In truth, Elizabeth had reason for a display of temper. Mr. Pepys, now the great man, in enlarging his scheme of pleasure gradually expands in a forbidden direction. Always sufficiently appreciative of a pretty woman, his interest in a handsome face grows with his opportunities, and there come occasions when the jealousy that arises in Elizabeth’s heart is not, like his green-eyed fits, without foundation. His heart is always faithfully hers, but his eyes note beauty in other faces than her own ; and the manners of the age could not, in her opinion, excuse his predilection for kissing every pretty woman he might meet.

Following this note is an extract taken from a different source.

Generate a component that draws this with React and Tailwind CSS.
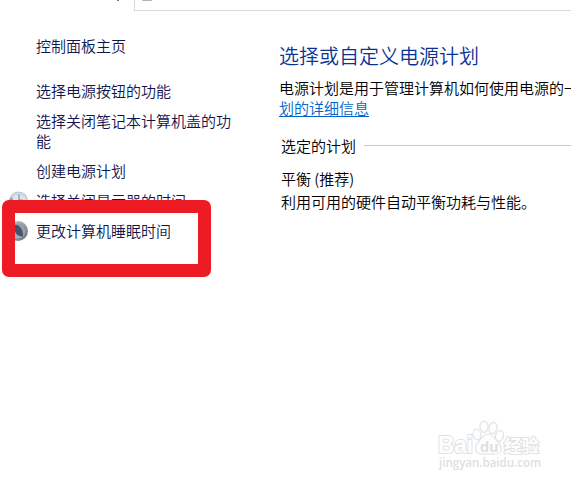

Pangs she felt at odd times, but the first serious annoyance came to her when Samuel took to thinking Mrs. Knipp, an actress, was “ the best company in the world.” Though Elizabeth seems not to have been averse to her society, she does not, as Samuel does, pity Mrs. Knipp for the “ sad life her ill-natured fellow of a husband leads her,” and she distinctly objects to the languishing correspondence in verse carried on between the two over the signatures of “ Barbary Allen ” and “ Dapper Dicky.” Samuel again applies his remedy of buying something for her; this time “fine counterfeit damask for her closett,” and the choice is judicious. Samuel congratulates himself that “ she minds her work so well and busies herself about the house; ” and so, since his attentions to Mrs. Knipp cease, this storm is well over. Mr. Pepys is learning discretion ; he begins to “ practice more temper and to give her her way.” Perhaps, finding himself not above reproach, he feels the need of walking warily. “I must,” he says, “use policy to keep her spirit down and to give her no offence.” But Elizabeth’s spirit is not kept down so easily. The flame once lighted is never quite extinguished ; it is ready at any gust of provocation to burst forth; and after many fitful flashes there comes at last the great conflagration, so fierce a glow that Samuel’s fine self-complacency shrivels away before its heat.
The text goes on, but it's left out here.